### Problem requirements
Copy out all the lines exactly. Omit pictures.
:::::
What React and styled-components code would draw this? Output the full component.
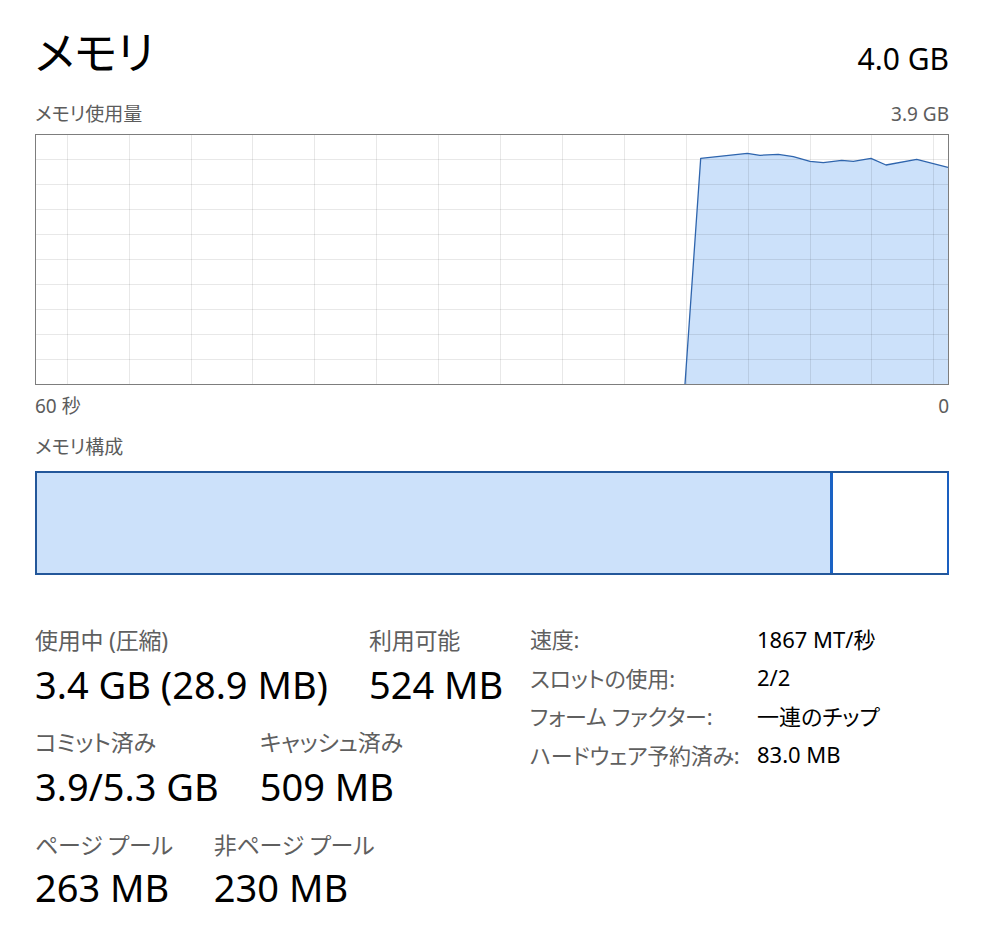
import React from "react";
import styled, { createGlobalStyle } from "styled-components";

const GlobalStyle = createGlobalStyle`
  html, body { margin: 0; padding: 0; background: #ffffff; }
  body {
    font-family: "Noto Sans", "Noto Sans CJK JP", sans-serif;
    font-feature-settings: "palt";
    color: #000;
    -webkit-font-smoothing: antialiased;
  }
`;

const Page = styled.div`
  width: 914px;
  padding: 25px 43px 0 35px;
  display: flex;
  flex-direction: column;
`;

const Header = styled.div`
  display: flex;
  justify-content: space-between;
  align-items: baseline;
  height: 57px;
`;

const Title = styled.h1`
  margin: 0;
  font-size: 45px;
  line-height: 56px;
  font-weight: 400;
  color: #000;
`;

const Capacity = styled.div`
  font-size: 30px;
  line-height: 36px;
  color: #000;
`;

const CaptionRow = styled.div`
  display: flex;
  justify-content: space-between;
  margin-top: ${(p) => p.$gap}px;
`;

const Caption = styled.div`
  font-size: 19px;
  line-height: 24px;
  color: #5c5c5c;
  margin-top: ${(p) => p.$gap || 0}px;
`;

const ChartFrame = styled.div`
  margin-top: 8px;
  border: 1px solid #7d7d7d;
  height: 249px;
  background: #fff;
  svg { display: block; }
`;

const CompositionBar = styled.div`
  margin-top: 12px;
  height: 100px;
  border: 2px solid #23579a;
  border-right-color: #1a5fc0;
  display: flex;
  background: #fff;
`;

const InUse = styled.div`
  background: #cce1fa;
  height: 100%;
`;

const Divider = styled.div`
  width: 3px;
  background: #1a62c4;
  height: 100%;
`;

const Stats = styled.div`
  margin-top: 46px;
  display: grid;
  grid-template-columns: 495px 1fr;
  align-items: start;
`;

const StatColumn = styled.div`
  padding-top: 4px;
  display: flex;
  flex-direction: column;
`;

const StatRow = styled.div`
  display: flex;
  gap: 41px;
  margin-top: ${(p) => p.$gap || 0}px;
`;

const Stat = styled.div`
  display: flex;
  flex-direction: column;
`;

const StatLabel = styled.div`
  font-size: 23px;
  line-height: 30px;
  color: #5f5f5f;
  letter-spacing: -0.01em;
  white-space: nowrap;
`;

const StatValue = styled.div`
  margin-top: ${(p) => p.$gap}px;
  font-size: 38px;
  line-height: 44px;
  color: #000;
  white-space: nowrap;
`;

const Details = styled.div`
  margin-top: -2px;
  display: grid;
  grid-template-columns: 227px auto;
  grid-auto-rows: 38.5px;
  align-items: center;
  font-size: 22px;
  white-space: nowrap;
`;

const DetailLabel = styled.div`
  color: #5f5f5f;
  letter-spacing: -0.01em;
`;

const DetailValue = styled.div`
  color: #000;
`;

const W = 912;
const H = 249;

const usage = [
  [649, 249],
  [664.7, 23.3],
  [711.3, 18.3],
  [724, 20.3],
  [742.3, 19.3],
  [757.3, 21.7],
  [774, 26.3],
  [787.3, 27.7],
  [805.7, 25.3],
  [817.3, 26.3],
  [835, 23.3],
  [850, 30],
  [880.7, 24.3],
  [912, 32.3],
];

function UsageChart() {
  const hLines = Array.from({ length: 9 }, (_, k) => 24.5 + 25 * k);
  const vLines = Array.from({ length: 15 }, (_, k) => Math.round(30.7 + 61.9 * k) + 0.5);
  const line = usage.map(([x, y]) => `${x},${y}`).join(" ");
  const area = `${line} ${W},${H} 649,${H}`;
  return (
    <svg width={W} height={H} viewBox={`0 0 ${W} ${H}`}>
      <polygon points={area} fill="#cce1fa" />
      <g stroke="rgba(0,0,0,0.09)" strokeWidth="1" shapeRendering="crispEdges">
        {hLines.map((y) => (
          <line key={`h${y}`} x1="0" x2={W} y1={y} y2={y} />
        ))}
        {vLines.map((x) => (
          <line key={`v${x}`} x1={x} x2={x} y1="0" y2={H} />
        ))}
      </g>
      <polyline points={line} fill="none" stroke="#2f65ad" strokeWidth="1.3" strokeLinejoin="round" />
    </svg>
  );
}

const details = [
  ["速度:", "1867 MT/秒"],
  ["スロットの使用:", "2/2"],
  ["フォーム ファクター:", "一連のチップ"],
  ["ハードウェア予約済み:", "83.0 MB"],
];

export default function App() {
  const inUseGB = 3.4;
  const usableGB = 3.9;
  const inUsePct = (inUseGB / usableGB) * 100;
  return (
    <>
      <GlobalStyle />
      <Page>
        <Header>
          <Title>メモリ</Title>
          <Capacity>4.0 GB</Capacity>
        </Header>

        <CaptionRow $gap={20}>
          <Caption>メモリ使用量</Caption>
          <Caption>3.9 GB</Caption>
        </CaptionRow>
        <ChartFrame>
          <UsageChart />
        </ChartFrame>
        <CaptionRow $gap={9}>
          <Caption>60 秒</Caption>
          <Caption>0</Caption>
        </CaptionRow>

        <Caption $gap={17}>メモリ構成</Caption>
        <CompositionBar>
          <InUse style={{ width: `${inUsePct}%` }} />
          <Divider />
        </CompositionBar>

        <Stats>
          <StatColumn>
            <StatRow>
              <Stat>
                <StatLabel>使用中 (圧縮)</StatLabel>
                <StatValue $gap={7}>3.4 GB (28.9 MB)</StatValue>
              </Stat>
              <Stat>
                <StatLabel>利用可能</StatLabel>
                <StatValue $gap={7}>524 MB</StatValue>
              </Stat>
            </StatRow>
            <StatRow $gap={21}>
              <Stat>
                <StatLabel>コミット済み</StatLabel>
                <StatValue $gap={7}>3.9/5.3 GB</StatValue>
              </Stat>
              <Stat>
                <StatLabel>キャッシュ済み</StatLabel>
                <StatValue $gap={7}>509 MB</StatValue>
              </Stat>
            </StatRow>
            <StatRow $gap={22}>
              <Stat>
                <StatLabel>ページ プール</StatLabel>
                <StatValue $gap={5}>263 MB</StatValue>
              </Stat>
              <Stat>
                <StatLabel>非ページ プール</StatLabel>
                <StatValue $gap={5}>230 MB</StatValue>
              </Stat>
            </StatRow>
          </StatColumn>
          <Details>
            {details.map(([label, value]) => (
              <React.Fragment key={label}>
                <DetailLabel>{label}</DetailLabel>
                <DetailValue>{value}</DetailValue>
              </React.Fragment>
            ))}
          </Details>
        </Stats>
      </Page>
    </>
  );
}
:::::
### Result of the exercise
What React and styled-components code would draw this? Output the full component.
import React from "react";
import styled, { createGlobalStyle } from "styled-components";

const GlobalStyle = createGlobalStyle`
  html, body { margin: 0; padding: 0; background: #ffffff; }
  body {
    font-family: "Noto Sans", "Noto Sans CJK JP", sans-serif;
    font-feature-settings: "palt";
    color: #000;
    -webkit-font-smoothing: antialiased;
  }
`;

const Page = styled.div`
  width: 914px;
  padding: 25px 43px 0 35px;
  display: flex;
  flex-direction: column;
`;

const Header = styled.div`
  display: flex;
  justify-content: space-between;
  align-items: baseline;
  height: 57px;
`;

const Title = styled.h1`
  margin: 0;
  font-size: 45px;
  line-height: 56px;
  font-weight: 400;
  color: #000;
`;

const Capacity = styled.div`
  font-size: 30px;
  line-height: 36px;
  color: #000;
`;

const CaptionRow = styled.div`
  display: flex;
  justify-content: space-between;
  margin-top: ${(p) => p.$gap}px;
`;

const Caption = styled.div`
  font-size: 19px;
  line-height: 24px;
  color: #5c5c5c;
  margin-top: ${(p) => p.$gap || 0}px;
`;

const ChartFrame = styled.div`
  margin-top: 8px;
  border: 1px solid #7d7d7d;
  height: 249px;
  background: #fff;
  svg { display: block; }
`;

const CompositionBar = styled.div`
  margin-top: 12px;
  height: 100px;
  border: 2px solid #23579a;
  border-right-color: #1a5fc0;
  display: flex;
  background: #fff;
`;

const InUse = styled.div`
  background: #cce1fa;
  height: 100%;
`;

const Divider = styled.div`
  width: 3px;
  background: #1a62c4;
  height: 100%;
`;

const Stats = styled.div`
  margin-top: 46px;
  display: grid;
  grid-template-columns: 495px 1fr;
  align-items: start;
`;

const StatColumn = styled.div`
  padding-top: 4px;
  display: flex;
  flex-direction: column;
`;

const StatRow = styled.div`
  display: flex;
  gap: 41px;
  margin-top: ${(p) => p.$gap || 0}px;
`;

const Stat = styled.div`
  display: flex;
  flex-direction: column;
`;

const StatLabel = styled.div`
  font-size: 23px;
  line-height: 30px;
  color: #5f5f5f;
  letter-spacing: -0.01em;
  white-space: nowrap;
`;

const StatValue = styled.div`
  margin-top: ${(p) => p.$gap}px;
  font-size: 38px;
  line-height: 44px;
  color: #000;
  white-space: nowrap;
`;

const Details = styled.div`
  margin-top: -2px;
  display: grid;
  grid-template-columns: 227px auto;
  grid-auto-rows: 38.5px;
  align-items: center;
  font-size: 22px;
  white-space: nowrap;
`;

const DetailLabel = styled.div`
  color: #5f5f5f;
  letter-spacing: -0.01em;
`;

const DetailValue = styled.div`
  color: #000;
`;

const W = 912;
const H = 249;

const usage = [
  [649, 249],
  [664.7, 23.3],
  [711.3, 18.3],
  [724, 20.3],
  [742.3, 19.3],
  [757.3, 21.7],
  [774, 26.3],
  [787.3, 27.7],
  [805.7, 25.3],
  [817.3, 26.3],
  [835, 23.3],
  [850, 30],
  [880.7, 24.3],
  [912, 32.3],
];

function UsageChart() {
  const hLines = Array.from({ length: 9 }, (_, k) => 24.5 + 25 * k);
  const vLines = Array.from({ length: 15 }, (_, k) => Math.round(30.7 + 61.9 * k) + 0.5);
  const line = usage.map(([x, y]) => `${x},${y}`).join(" ");
  const area = `${line} ${W},${H} 649,${H}`;
  return (
    <svg width={W} height={H} viewBox={`0 0 ${W} ${H}`}>
      <polygon points={area} fill="#cce1fa" />
      <g stroke="rgba(0,0,0,0.09)" strokeWidth="1" shapeRendering="crispEdges">
        {hLines.map((y) => (
          <line key={`h${y}`} x1="0" x2={W} y1={y} y2={y} />
        ))}
        {vLines.map((x) => (
          <line key={`v${x}`} x1={x} x2={x} y1="0" y2={H} />
        ))}
      </g>
      <polyline points={line} fill="none" stroke="#2f65ad" strokeWidth="1.3" strokeLinejoin="round" />
    </svg>
  );
}

const details = [
  ["速度:", "1867 MT/秒"],
  ["スロットの使用:", "2/2"],
  ["フォーム ファクター:", "一連のチップ"],
  ["ハードウェア予約済み:", "83.0 MB"],
];

export default function App() {
  const inUseGB = 3.4;
  const usableGB = 3.9;
  const inUsePct = (inUseGB / usableGB) * 100;
  return (
    <>
      <GlobalStyle />
      <Page>
        <Header>
          <Title>メモリ</Title>
          <Capacity>4.0 GB</Capacity>
        </Header>

        <CaptionRow $gap={20}>
          <Caption>メモリ使用量</Caption>
          <Caption>3.9 GB</Caption>
        </CaptionRow>
        <ChartFrame>
          <UsageChart />
        </ChartFrame>
        <CaptionRow $gap={9}>
          <Caption>60 秒</Caption>
          <Caption>0</Caption>
        </CaptionRow>

        <Caption $gap={17}>メモリ構成</Caption>
        <CompositionBar>
          <InUse style={{ width: `${inUsePct}%` }} />
          <Divider />
        </CompositionBar>

        <Stats>
          <StatColumn>
            <StatRow>
              <Stat>
                <StatLabel>使用中 (圧縮)</StatLabel>
                <StatValue $gap={7}>3.4 GB (28.9 MB)</StatValue>
              </Stat>
              <Stat>
                <StatLabel>利用可能</StatLabel>
                <StatValue $gap={7}>524 MB</StatValue>
              </Stat>
            </StatRow>
            <StatRow $gap={21}>
              <Stat>
                <StatLabel>コミット済み</StatLabel>
                <StatValue $gap={7}>3.9/5.3 GB</StatValue>
              </Stat>
              <Stat>
                <StatLabel>キャッシュ済み</StatLabel>
                <StatValue $gap={7}>509 MB</StatValue>
              </Stat>
            </StatRow>
            <StatRow $gap={22}>
              <Stat>
                <StatLabel>ページ プール</StatLabel>
                <StatValue $gap={5}>263 MB</StatValue>
              </Stat>
              <Stat>
                <StatLabel>非ページ プール</StatLabel>
                <StatValue $gap={5}>230 MB</StatValue>
              </Stat>
            </StatRow>
          </StatColumn>
          <Details>
            {details.map(([label, value]) => (
              <React.Fragment key={label}>
                <DetailLabel>{label}</DetailLabel>
                <DetailValue>{value}</DetailValue>
              </React.Fragment>
            ))}
          </Details>
        </Stats>
      </Page>
    </>
  );
}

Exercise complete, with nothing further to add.